As for the position of self-described “Catholic” U.S. President Joe Biden and his prominent promotion of abortion, Pope Francis did not take an authoritative stance.
He stated that he “leaves it” to Biden’s “conscience,” saying “let him talk to his pastor about this incoherence.”
In an interview with Spanish-language TV network Univision, Pope Francis was asked about Pres. Biden’s support for abortion despite being Catholic. “I leave it to his conscience and that he speaks to his bishop, his pastor, his parish priest about that inconsistency.” pic.twitter.com/gV18xZv8lK
— Junno Arocho Esteves (@arochoju) July 12, 2022
Controversy has clouded the Vatican in recent months regarding this issue.
Catholic U.S. House Speaker Nancy Pelosi regularly receives the Eucharist but was recently barred from Holy Communion by her local bishop, Archbishop Salvatore Cordileone of San Francisco. Despite this, Pelosi continued to receive Holy Communion at public Masses since Cordileone’s declaration, including notably at a Papal Mass on June 29.
When asked about this particular instance, by which he defied Cordileone, the Pontiff repeated one of his now familiar phrases, saying “when a pastor loses the pastoral dimension, he creates a political problem.”
Only last week, Pope Francis had weighed in on the recent overturning of Roe v. Wade and the prominent issue of pro-abortion politicians presenting themselves for Communion. Echoing his 2021 comments, Francis spoke to Reuters in an almost identical manner: “When the Church loses its pastoral nature, when a bishop loses his pastoral nature, it causes a political problem. That’s all I can say.”
However, Canon 915 of the Church’s Code of Canon Law instructs: “Those who have been excommunicated or interdicted after the imposition or declaration of the penalty and others obstinately persevering in manifest grave sin are not to be admitted to holy communion.”
Joe Biden himself told reporters last year in Rome that in a private meeting Pope Francis told him to “keep receiving Communion,” despite the politician’s continued, staunchly pro-abortion stance and support for LGBT ideology.
Biden told reporters that the subject of abortion did not come up during the meeting.
President Biden on whether the issue of abortion came up during his meeting with Pope Francis: “No, it didn’t … We just talked about the fact he was happy I was a good Catholic and I should keep receiving communion.”https://t.co/opHdwuWcbj pic.twitter.com/8XWTGXv3ah
— CSPAN (@cspan) October 29, 2021
Pope Francis has noted his opposition to abortion of late, telling Reuters that the procedure was like “hiring a hitman” in remarks reminiscent of his 2018 condemnation of abortion. However, his record on welcoming pro-abortion personalities to the Vatican undermines this argument. Only a few days ago, the Vatican announced that it would join the pro-abortion Paris Climate Agreement, an agreement of which Francis has long been a supporter.

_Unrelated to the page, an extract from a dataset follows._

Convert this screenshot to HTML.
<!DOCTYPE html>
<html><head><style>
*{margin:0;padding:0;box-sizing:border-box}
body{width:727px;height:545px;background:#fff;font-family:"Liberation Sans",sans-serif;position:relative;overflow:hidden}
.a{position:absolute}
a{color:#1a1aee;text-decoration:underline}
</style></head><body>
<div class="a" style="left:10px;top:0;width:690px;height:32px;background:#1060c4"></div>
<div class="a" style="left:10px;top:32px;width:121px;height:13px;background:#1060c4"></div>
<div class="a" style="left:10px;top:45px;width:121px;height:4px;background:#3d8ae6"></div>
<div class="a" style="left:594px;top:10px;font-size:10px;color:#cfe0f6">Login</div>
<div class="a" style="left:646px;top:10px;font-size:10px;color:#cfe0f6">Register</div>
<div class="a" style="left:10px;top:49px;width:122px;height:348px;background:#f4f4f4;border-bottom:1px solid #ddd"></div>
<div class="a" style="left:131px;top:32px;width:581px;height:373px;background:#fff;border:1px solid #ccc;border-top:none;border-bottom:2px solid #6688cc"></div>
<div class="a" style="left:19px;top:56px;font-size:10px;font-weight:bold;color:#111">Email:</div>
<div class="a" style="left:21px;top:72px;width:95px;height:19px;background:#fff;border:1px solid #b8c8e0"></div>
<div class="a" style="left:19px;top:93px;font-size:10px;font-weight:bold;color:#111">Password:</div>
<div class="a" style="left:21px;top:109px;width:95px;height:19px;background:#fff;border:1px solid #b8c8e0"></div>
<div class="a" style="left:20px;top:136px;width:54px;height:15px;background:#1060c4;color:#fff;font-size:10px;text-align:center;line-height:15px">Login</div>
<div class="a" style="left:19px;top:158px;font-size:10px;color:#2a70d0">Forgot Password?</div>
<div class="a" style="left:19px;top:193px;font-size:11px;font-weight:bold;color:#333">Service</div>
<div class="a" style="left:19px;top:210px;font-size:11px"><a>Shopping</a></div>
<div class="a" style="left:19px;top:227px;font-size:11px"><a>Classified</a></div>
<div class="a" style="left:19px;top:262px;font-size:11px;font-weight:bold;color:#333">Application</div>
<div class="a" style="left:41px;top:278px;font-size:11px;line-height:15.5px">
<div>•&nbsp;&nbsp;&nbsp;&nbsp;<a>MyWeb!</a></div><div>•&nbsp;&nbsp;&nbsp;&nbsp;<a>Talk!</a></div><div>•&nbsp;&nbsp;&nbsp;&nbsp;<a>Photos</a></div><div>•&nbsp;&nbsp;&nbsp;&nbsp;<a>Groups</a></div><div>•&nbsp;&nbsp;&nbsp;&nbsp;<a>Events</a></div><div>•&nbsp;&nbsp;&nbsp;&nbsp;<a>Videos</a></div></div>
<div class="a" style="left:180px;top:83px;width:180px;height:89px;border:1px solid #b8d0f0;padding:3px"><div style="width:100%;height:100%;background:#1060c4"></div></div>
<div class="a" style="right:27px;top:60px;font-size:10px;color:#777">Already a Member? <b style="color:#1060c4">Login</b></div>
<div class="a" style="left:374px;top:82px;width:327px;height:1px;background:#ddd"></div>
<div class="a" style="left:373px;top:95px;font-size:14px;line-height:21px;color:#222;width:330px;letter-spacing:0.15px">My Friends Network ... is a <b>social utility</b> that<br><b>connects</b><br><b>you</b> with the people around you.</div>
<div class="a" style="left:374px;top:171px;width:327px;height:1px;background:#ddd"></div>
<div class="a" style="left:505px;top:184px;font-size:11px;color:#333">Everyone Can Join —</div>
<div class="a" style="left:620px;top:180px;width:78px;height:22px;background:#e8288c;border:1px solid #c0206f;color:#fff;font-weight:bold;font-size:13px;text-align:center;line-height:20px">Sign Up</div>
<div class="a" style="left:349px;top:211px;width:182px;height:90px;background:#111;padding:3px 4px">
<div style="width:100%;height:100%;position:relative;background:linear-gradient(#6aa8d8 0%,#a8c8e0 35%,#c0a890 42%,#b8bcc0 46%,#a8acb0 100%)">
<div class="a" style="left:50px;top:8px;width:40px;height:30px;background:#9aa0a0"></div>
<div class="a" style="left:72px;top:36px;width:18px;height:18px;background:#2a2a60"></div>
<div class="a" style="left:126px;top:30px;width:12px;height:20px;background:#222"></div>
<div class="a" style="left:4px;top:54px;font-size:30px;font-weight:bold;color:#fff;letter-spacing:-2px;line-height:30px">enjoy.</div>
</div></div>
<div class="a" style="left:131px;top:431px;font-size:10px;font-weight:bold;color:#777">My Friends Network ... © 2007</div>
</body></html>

In addition to his comments on Holy Communion, Pope Francis touched on a wide range of topics, giving an outline of what his life would look like should he retire.

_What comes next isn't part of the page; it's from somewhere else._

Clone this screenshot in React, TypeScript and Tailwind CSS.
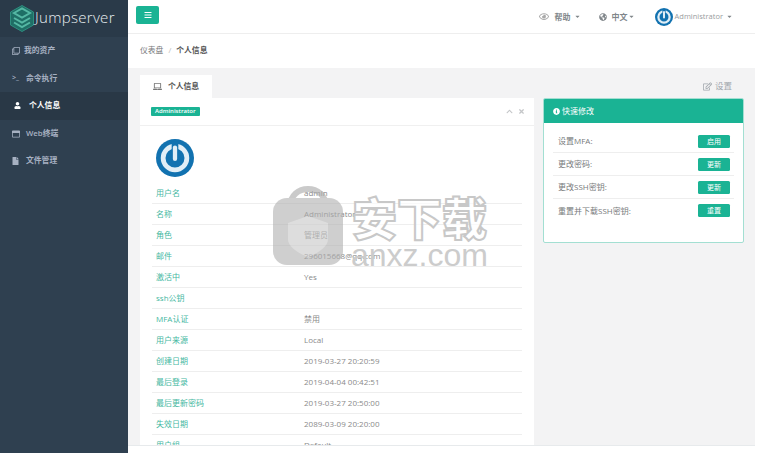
import { FaBars, FaCaretDown, FaChevronUp, FaFile, FaGlobeAmericas, FaInfoCircle, FaLaptop, FaRegClone, FaRegEdit, FaRegEye, FaRegWindowMaximize, FaTimes, FaUser } from "react-icons/fa";
import type { ReactNode } from "react";

const font = "font-['Open_Sans','Noto_Sans_CJK_SC',sans-serif]";

function Avatar({ size }: { size: string }) {
  return (
    <svg viewBox="0 0 40 40" className={size}>
      <circle cx="20" cy="20" r="20" fill="#1272b0" />
      <circle cx="20" cy="20" r="12.500" fill="none" stroke="#e1eef6" strokeWidth="5" />
      <path d="M20 3v8" stroke="#1272b0" strokeWidth="7" />
      <path d="M20 9v12" stroke="#e1eef6" strokeWidth="4.500" strokeLinecap="round" />
    </svg>
  );
}

function Logo() {
  return (
    <svg viewBox="0 0 24 27" className="w-6 h-[27px] shrink-0">
      <path d="M12 .5l11.500 6.500v13L12 26.500.5 20V7z" fill="#1f6f66" stroke="#2f8f80" strokeWidth="1" />
      <path d="M4 8l8-4.500L20 8l-8 4.500zM4 13l8 4.500L20 13M4 17.500l8 4.500 8-4.500" fill="none" stroke="#55b8a4" strokeWidth="2" />
      <path d="M8 8l4 2 4-2" fill="none" stroke="#1f6f66" strokeWidth="1.200" />
    </svg>
  );
}

const nav: { icon: ReactNode; label: string; active?: boolean; pad: string }[] = [
  { icon: <FaRegClone className="w-2 h-2" />, label: "我的资产", pad: "gap-1" },
  { icon: <span className="text-[7px] w-2">&gt;_</span>, label: "命令执行", pad: "gap-1.5" },
  { icon: <FaUser className="w-[7px] h-[7px] text-white" />, label: "个人信息", active: true, pad: "gap-2" },
  { icon: <FaRegWindowMaximize className="w-2 h-2" />, label: "Web终端", pad: "gap-1.5" },
  { icon: <FaFile className="w-[7px] h-2" />, label: "文件管理", pad: "gap-[7px]" },
];

const rows = [
  ["用户名", "admin"],
  ["名称", "Administrator"],
  ["角色", "管理员"],
  ["邮件", "296015668@qq.com"],
  ["激活中", "Yes"],
  ["ssh公钥", ""],
  ["MFA认证", "禁用"],
  ["用户来源", "Local"],
  ["创建日期", "2019-03-27 20:20:59"],
  ["最后登录", "2019-04-04 00:42:51"],
  ["最后更新密码", "2019-03-27 20:50:00"],
  ["失效日期", "2089-03-09 20:20:00"],
  ["用户组", "Default"],
];

const quick = [
  ["设置MFA:", "启用"],
  ["更改密码:", "更新"],
  ["更改SSH密钥:", "更新"],
  ["重置并下载SSH密钥:", "重置"],
];

export default function App() {
  return (
    <div className={`${font} relative flex h-[453px] w-[762px] overflow-hidden bg-white text-[8px] text-[#777a7c]`}>
      <aside className="w-[128px] shrink-0 bg-[#2f4050] text-[#a7b1c2] font-semibold text-[7.8px]">
        <div className="h-[37px] flex items-center gap-px pl-[10px] bg-[#2a3a49]">
          <Logo />
          <span className="text-[15px] font-light text-[#e8eef0] tracking-[0.3px] -mt-[3px]">Jumpserver</span>
        </div>
        {nav.map((n) => (
          <div
            key={n.label}
            className={`h-[27.6px] flex items-center pl-3 ${n.pad} ${n.active ? "bg-[#293846] text-white pl-[14px]" : ""}`}
          >
            {n.icon}
            <span>{n.label}</span>
          </div>
        ))}
      </aside>

      <div className="flex-1 flex flex-col min-w-0 mr-[7px]">
        <header className="h-[34px] shrink-0 flex items-center justify-between pl-[8px] pr-[22px] border-b border-[#eeeeee]">
          <button className="w-[23px] h-[18px] -mt-[3px] rounded-[2px] bg-[#1ab394] text-white flex items-center justify-center">
            <FaBars className="w-2 h-2" />
          </button>
          <div className="flex items-center font-semibold text-[#80868a]">
            <FaRegEye className="w-[12px] h-[9px] mr-[5px] text-[#aaa]" />
            <span>帮助</span>
            <FaCaretDown className="w-[7px] h-[7px] ml-[3px]" />
            <FaGlobeAmericas className="w-2 h-2 ml-[18px] mr-[5px]" />
            <span>中文</span>
            <FaCaretDown className="w-[7px] h-[7px]" />
            <span className="ml-[20px] mr-[2px]"><Avatar size="w-[18px] h-[18px] block" /></span>
            <span className="font-normal text-[#999c9e] text-[7.5px]">Administrator</span>
            <FaCaretDown className="w-[7px] h-[7px] ml-[3px]" />
          </div>
        </header>

        <div className="h-[34px] shrink-0 flex items-center pl-3 text-[7.8px]">
          <span>仪表盘</span>
          <span className="mx-[5px] text-[#bbb]">/</span>
          <span className="font-bold text-[#555]">个人信息</span>
        </div>

        <main className="flex-1 min-h-0 overflow-hidden bg-[#f3f3f4] pl-3 pr-[11px] pt-[7px] flex flex-col">
          <div className="flex items-end justify-between h-[23px] shrink-0">
            <div className="w-[72px] h-[23px] bg-white flex items-center justify-center gap-[6px] font-semibold text-[#555] text-[7.8px]">
              <FaLaptop className="w-[9px] h-[9px] text-[#777]" />
              <span>个人信息</span>
            </div>
            <div className="flex items-center gap-[3px] self-center pr-[12px] text-[#a0a6ac] text-[8.500px]">
              <FaRegEdit className="w-[9px] h-[9px]" />
              <span>设置</span>
            </div>
          </div>
          <div className="flex gap-[9px] flex-1 min-h-0">
            <section className="w-[394px] shrink-0 bg-white overflow-hidden">
              <div className="h-[28px] flex items-center justify-between pl-[11px] pr-[9px] border-b border-[#f0f0f0]">
                <span className="bg-[#1ab394] text-white text-[6px] font-semibold leading-[9px] px-[4px] rounded-[1px]">Administrator</span>
                <div className="flex items-center gap-[5px] text-[#c4c6c8]">
                  <FaChevronUp className="w-[7px] h-[7px]" />
                  <FaTimes className="w-[7px] h-[7px]" />
                </div>
              </div>
              <div className="px-[12px]">
                <div className="pl-[4px] pt-[13px] pb-[6px]">
                  <Avatar size="w-[38px] h-[38px] block" />
                </div>
                {rows.map(([k, v]) => (
                  <div key={k} className="h-[21px] flex items-center border-b border-[#eeeeee] pl-[4px]">
                    <span className="w-[148px] text-[#45b89f]">{k}</span>
                    <span className="text-[#8a8a8a]">{v}</span>
                  </div>
                ))}
              </div>
            </section>
            <aside className="w-[201px] h-[145px] rounded-[2px] border border-[#a3dfd2] bg-white overflow-hidden">
              <div className="h-[24px] bg-[#1ab394] text-white flex items-center gap-[2px] pl-[9px]">
                <FaInfoCircle className="w-[7px] h-[7px]" />
                <span>快速修改</span>
              </div>
              <div className="px-[9px] pt-[7px]">
                {quick.map(([k, b], i) => (
                  <div key={k} className={`h-[23px] flex items-center justify-between pl-[5px] pr-[4px] ${i < 3 ? "border-b border-[#eeeeee]" : ""}`}>
                    <span>{k}</span>
                    <button className="w-[32px] h-[13px] rounded-[1.500px] bg-[#1ab394] text-white text-[7px] leading-none">{b}</button>
                  </div>
                ))}
              </div>
            </aside>
          </div>
        </main>
        <div className="h-2 shrink-0 bg-white border-t border-[#e7eaec]" />
      </div>

      {/* site watermark sitting over the page */}
      <div className="absolute left-[273px] top-[185px] flex items-start gap-[8px] pointer-events-none">
        <svg viewBox="0 0 70 80" className="w-[70px] h-[80px] opacity-60">
          <path d="M17 22C17 -2 53 -2 53 22" fill="none" stroke="#a8a8a8" strokeWidth="6" />
          <rect x="0" y="13" width="70" height="67" rx="14" fill="#b0b0b0" />
          <path d="M35 31l20 7v16c0 8-10 14-20 18-10-4-20-10-20-18V38z" fill="#c8c8c8" />
        </svg>
        <div className="flex flex-col items-center mt-[7px]">
          <span className="font-['Noto_Sans_CJK_SC',sans-serif] font-black text-[45px] leading-[50px] text-white/70 [-webkit-text-stroke:2px_#c8c8c8]">安下载</span>
          <span className="font-['Liberation_Sans',sans-serif] text-[32px] leading-[26px] text-[#cccccc]">anxz.com</span>
        </div>
      </div>
    </div>
  );
}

However, he first ruled out the possibility of an imminent announcement regarding his retirement: “I have no intention of resigning. For the moment, no.”
However, in his most revealing comments to date, Francis outlined that a resignation was possibly on the cards at some point, saying that if he became aware of a need, or was advised, to resign, he would do so.

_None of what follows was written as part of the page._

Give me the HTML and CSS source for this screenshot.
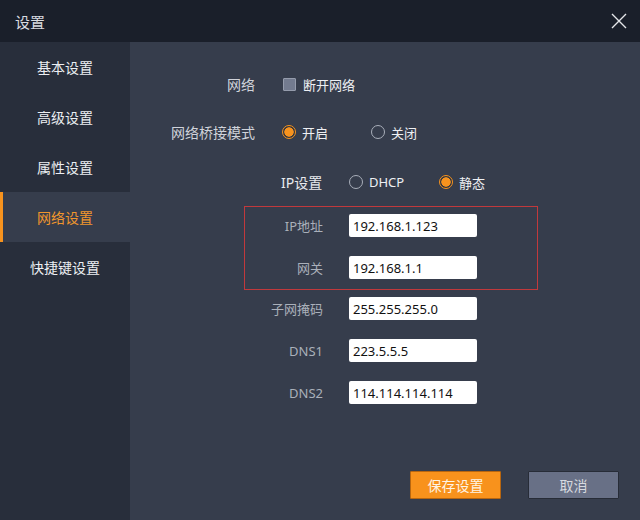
FILE: index.html
```html
<!DOCTYPE html>
<html>
	<head>
		<meta charset="UTF-8">
		<title>设置</title>
		<link rel="stylesheet" href="styles.css">
	</head>
	<body>
		<div class="window">
			<div class="titlebar">
				<span class="title">设置</span>
				<span class="close">
					<svg width="16" height="16" viewBox="0 0 16 16"><path d="M1 1L15 15M15 1L1 15" stroke="#e4e6ea" stroke-width="1.4" fill="none"/></svg>
				</span>
			</div>
			<div class="main">
				<ul class="sidebar">
					<li>基本设置</li>
					<li>高级设置</li>
					<li>属性设置</li>
					<li class="active">网络设置</li>
					<li>快捷键设置</li>
				</ul>
				<div class="content">
					<div class="row row-net">
						<span class="label">网络</span>
						<span class="opt"><i class="checkbox"></i>断开网络</span>
					</div>
					<div class="row row-bridge">
						<span class="label">网络桥接模式</span>
						<span class="opt opt-first"><i class="radio checked"></i>开启</span>
						<span class="opt"><i class="radio"></i>关闭</span>
					</div>
					<div class="row row-ip">
						<span class="ip-label">IP设置</span>
						<span class="opt opt-dhcp"><i class="radio"></i>DHCP</span>
						<span class="opt"><i class="radio checked"></i>静态</span>
					</div>
					<div class="fields">
						<div class="highlight">
							<div class="field">
								<span class="flabel">IP地址</span>
								<input class="finput" type="text" value="192.168.1.123">
							</div>
							<div class="field">
								<span class="flabel">网关</span>
								<input class="finput" type="text" value="192.168.1.1">
							</div>
						</div>
						<div class="plain">
							<div class="field">
								<span class="flabel">子网掩码</span>
								<input class="finput" type="text" value="255.255.255.0">
							</div>
							<div class="field">
								<span class="flabel">DNS1</span>
								<input class="finput" type="text" value="223.5.5.5">
							</div>
							<div class="field">
								<span class="flabel">DNS2</span>
								<input class="finput" type="text" value="114.114.114.114">
							</div>
						</div>
					</div>
					<div class="footer">
						<button class="btn btn-save">保存设置</button>
						<button class="btn btn-cancel">取消</button>
					</div>
				</div>
			</div>
		</div>
	</body>
</html>
```
FILE: styles.css
```css
*{
	box-sizing: border-box;
}
body{
	margin: 0;
	font-family: "Noto Sans", "Noto Sans CJK SC", sans-serif;
	background: #363d4c;
}
ul{
	padding: 0;
	margin: 0;
	list-style: none;
}
.window{
	width: 640px;
	height: 520px;
	display: flex;
	flex-direction: column;
	background: #363d4c;
}
.titlebar{
	height: 42px;
	flex: none;
	background: #1a1f2a;
	display: flex;
	align-items: center;
	justify-content: space-between;
	padding: 0 13px 0 15px;
}
.title{
	color: #d8dbe0;
	font-size: 15px;
}
.close{
	width: 16px;
	height: 16px;
	display: flex;
	margin-top: -1px;
}
.main{
	flex: 1;
	display: flex;
}
.sidebar{
	width: 130px;
	flex: none;
	background: #282e3b;
}
.sidebar li{
	height: 50px;
	display: flex;
	align-items: center;
	justify-content: center;
	color: #eceef2;
	font-size: 14px;
	border-left: 3px solid transparent;
	padding-right: 3px;
}
.sidebar li.active{
	background: #363d4c;
	border-left-color: #f7931e;
	color: #f0962c;
}
.content{
	flex: 1;
	display: flex;
	flex-direction: column;
	padding-top: 29px;
}
.row{
	height: 26px;
	display: flex;
	align-items: center;
}
.row-bridge{
	margin-top: 22px;
}
.row-ip{
	margin-top: 24px;
}
.label{
	width: 125px;
	text-align: right;
	color: #d0d3da;
	font-size: 14px;
	margin-right: 27px;
}
.opt{
	display: flex;
	align-items: center;
	color: #eef0f3;
	font-size: 13px;
}
.opt-first{
	width: 89px;
}
.opt-dhcp{
	width: 90px;
}
.ip-label{
	margin-left: 151px;
	width: 68px;
	color: #e8eaee;
	font-size: 14px;
}
.checkbox{
	width: 13px;
	height: 13px;
	background: #737b8f;
	border: 1px solid #959cac;
	border-radius: 1px;
	margin-right: 7px;
	margin-left: 1px;
}
.radio{
	width: 14px;
	height: 14px;
	border: 1px solid #a9afba;
	border-radius: 50%;
	margin-right: 6px;
}
.radio.checked{
	border-color: #f7931e;
	background: radial-gradient(circle, #f7931e 0, #f7931e 4.4px, #2d3340 5px);
}
.fields{
	margin-left: 114px;
	margin-top: 11px;
	width: 294px;
}
.highlight{
	border: 1px solid #c1393c;
	padding: 7px 0 10px;
	display: flex;
	flex-direction: column;
	gap: 19px;
}
.plain{
	padding: 7px 1px 0;
	display: flex;
	flex-direction: column;
	gap: 19px;
}
.field{
	display: flex;
	align-items: center;
	height: 23px;
}
.flabel{
	width: 78px;
	text-align: right;
	color: #aab0ba;
	font-size: 13px;
	margin-right: 26px;
}
.finput{
	width: 128px;
	height: 23px;
	border: none;
	border-radius: 2px;
	background: #fff;
	color: #111;
	font-family: "Noto Sans", "Noto Sans CJK SC", sans-serif;
	font-size: 13px;
	padding: 0 4px;
	outline: none;
}
.footer{
	margin-top: auto;
	display: flex;
	justify-content: flex-end;
	gap: 27px;
	padding: 0 21px 21px 0;
}
.btn{
	width: 91px;
	height: 28px;
	font-family: "Noto Sans", "Noto Sans CJK SC", sans-serif;
	font-size: 14px;
	border-radius: 1px;
	cursor: pointer;
}
.btn-save{
	background: #f8921c;
	border: 1px solid #b8660f;
	color: #fff4e4;
}
.btn-cancel{
	background: #687086;
	border: 1px solid #272c37;
	color: #d6d9df;
}
```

Yet he cast doubts on his longevity, saying that only “if I survive after resignation, it’s possible I might die before.” Should he retire, Francis declared that he wished to be known as “emeritus bishop of Rome,” not as emeritus pope, as Benedict XVI is styled.
In this instance, Francis expressed a wish to live in a Roman church where he would hear confessions.
Francis also praised Benedict XVI’s handling of his resignation but highlighted a desire for things to be done differently in the future, saying “things should be delineated more, or things should be made more explicit.”